**Records to process**
==============================
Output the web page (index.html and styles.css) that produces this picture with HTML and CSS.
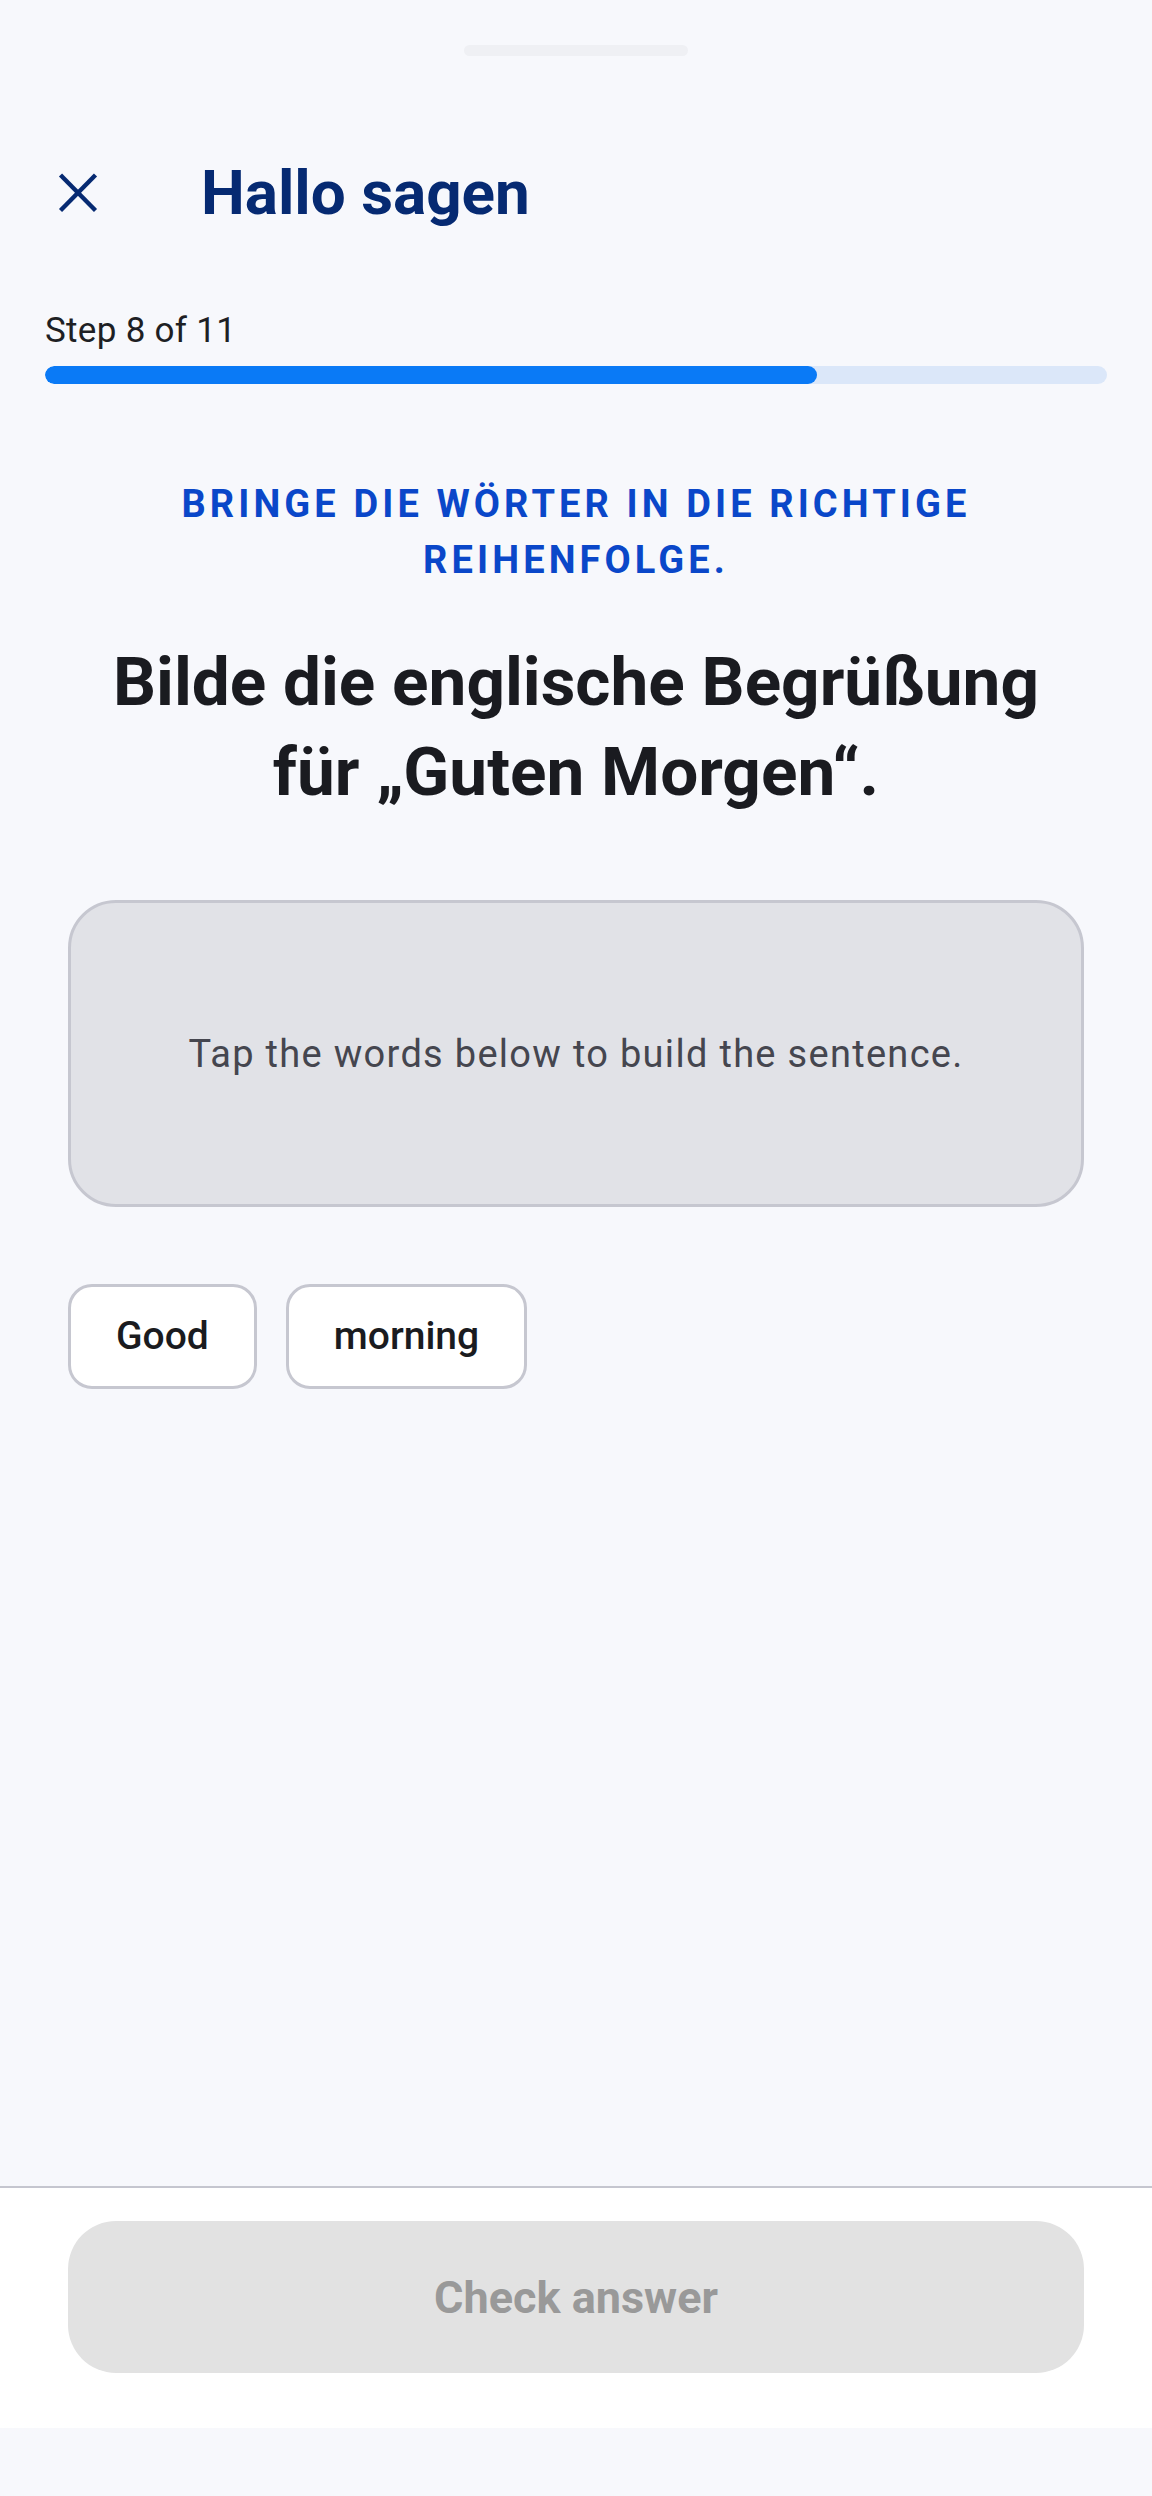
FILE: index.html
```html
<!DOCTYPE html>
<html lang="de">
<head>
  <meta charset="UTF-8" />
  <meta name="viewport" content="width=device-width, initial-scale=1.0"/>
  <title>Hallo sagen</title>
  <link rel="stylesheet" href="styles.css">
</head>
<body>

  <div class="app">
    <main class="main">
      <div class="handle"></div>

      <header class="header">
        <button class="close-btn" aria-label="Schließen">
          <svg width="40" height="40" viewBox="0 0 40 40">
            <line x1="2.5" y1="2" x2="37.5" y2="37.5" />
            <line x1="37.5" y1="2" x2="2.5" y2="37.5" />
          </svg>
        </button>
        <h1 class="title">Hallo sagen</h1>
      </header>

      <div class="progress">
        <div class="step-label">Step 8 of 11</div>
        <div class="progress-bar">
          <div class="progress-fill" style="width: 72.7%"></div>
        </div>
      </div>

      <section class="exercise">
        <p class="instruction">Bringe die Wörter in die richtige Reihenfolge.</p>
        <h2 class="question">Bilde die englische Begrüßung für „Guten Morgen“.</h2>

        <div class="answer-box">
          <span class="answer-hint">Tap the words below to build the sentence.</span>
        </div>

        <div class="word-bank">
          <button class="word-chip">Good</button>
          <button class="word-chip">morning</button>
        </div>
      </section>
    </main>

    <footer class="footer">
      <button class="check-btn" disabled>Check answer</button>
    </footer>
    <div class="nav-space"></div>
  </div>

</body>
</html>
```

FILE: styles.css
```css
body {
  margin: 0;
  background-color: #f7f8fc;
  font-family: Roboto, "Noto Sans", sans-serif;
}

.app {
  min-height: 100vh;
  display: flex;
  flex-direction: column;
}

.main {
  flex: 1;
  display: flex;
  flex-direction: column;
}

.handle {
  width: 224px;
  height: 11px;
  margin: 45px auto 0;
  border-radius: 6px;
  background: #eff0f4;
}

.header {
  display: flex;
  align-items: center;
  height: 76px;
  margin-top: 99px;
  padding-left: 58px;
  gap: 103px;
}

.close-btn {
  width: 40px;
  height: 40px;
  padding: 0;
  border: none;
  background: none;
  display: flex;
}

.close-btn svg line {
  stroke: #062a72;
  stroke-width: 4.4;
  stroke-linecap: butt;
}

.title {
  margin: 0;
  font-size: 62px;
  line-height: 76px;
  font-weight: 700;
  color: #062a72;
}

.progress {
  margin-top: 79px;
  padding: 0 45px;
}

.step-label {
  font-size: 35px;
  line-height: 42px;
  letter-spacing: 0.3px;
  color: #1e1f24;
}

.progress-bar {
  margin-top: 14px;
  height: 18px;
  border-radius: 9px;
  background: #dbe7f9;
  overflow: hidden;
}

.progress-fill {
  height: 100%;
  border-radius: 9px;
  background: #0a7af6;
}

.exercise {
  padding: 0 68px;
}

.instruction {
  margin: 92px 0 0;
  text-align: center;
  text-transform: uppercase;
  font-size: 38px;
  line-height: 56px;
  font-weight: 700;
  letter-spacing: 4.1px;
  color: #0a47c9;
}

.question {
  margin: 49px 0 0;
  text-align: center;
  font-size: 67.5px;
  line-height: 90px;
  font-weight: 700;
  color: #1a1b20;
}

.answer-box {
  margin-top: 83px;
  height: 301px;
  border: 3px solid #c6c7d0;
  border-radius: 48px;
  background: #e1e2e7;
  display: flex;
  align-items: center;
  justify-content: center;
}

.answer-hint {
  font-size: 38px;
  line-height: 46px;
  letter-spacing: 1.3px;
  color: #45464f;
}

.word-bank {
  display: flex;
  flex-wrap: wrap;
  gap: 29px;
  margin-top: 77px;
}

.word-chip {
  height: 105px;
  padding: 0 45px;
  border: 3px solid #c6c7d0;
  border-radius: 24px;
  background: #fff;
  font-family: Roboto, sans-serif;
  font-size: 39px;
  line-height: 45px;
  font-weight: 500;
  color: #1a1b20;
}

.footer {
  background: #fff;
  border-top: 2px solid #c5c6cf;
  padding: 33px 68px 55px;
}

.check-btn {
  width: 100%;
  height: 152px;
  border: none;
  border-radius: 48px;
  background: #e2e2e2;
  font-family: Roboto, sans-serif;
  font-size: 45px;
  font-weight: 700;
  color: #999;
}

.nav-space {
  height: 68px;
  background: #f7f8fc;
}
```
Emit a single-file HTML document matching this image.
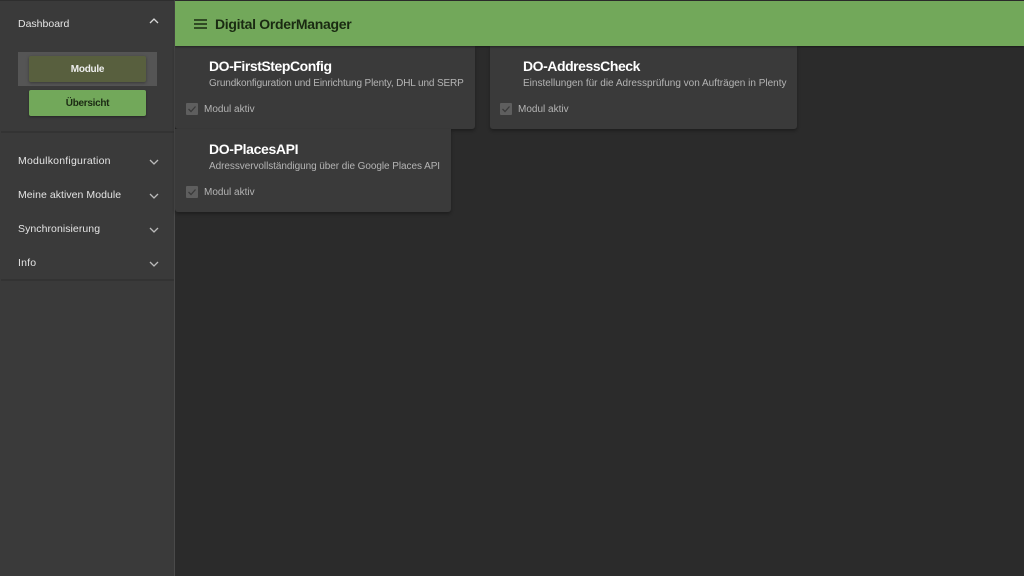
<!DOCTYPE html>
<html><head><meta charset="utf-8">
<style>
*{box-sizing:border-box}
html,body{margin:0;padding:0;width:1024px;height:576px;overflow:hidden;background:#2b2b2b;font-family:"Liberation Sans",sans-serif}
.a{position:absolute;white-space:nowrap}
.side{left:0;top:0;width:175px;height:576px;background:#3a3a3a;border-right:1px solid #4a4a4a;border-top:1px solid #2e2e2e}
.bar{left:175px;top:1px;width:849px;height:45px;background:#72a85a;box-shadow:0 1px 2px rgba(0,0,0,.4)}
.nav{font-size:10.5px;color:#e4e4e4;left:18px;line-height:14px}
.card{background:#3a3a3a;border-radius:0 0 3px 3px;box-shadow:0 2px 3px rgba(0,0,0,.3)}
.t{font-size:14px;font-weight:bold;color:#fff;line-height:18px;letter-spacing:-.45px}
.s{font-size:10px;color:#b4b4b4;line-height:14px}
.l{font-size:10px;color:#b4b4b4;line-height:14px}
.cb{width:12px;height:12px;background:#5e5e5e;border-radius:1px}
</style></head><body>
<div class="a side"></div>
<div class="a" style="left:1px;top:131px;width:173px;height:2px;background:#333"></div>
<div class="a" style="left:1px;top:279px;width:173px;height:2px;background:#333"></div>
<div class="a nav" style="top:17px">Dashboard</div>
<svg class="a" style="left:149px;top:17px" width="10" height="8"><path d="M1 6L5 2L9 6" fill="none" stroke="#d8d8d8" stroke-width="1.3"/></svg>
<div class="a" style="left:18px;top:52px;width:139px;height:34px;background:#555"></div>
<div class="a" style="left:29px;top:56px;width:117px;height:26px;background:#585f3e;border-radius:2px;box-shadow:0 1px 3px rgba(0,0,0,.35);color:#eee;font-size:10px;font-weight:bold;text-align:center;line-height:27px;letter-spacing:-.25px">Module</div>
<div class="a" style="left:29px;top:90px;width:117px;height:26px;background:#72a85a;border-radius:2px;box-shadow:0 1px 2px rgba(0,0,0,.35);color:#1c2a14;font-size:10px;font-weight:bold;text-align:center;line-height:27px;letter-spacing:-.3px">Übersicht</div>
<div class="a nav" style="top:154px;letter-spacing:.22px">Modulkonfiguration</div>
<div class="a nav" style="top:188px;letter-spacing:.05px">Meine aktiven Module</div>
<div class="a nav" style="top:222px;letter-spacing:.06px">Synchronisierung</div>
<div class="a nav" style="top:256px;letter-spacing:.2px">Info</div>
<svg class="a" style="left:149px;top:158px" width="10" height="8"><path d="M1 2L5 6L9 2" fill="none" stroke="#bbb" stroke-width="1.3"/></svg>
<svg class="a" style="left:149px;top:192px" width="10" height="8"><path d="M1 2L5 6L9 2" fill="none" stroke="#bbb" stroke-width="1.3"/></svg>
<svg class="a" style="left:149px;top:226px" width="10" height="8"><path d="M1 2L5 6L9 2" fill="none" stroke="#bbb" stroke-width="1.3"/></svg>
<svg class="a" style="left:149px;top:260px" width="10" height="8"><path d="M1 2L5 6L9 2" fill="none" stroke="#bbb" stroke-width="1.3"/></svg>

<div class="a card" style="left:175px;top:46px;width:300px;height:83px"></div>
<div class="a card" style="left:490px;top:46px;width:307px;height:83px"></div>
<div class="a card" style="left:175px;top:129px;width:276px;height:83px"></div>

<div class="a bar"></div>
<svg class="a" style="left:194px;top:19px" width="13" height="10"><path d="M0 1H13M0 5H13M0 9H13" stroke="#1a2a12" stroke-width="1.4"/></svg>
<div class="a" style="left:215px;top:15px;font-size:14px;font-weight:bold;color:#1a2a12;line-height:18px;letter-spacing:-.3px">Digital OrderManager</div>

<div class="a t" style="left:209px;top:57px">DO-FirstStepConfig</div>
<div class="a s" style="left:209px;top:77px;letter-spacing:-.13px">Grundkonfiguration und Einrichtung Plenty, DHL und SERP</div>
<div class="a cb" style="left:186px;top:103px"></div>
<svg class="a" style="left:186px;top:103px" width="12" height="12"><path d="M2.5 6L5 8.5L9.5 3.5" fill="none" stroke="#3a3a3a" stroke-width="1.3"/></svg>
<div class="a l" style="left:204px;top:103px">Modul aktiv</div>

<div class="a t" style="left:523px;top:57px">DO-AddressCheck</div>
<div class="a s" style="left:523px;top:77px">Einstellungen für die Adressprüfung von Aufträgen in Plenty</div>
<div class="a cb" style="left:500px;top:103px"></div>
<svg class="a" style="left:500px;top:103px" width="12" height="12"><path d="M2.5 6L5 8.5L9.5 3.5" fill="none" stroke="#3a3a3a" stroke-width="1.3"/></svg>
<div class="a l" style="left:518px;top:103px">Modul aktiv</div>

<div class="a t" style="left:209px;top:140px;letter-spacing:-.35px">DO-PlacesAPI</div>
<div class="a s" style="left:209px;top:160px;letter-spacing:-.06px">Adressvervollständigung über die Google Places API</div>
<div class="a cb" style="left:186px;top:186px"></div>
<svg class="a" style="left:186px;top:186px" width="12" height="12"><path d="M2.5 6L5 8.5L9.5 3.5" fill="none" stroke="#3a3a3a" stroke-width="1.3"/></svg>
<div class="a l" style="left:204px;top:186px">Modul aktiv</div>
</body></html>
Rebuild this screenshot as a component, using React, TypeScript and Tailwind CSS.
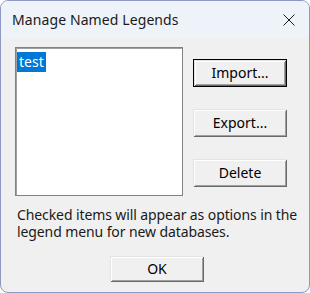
==============================
**Set exercise**
Scan the data above; copy every line where "this" appears.

**Expected answer**
Output the web page (index.html and styles.css) that produces this picture with HTML and CSS.
Emit a single-file HTML document matching this image.
Rebuild this screenshot as a component, using React, TypeScript and Tailwind CSS.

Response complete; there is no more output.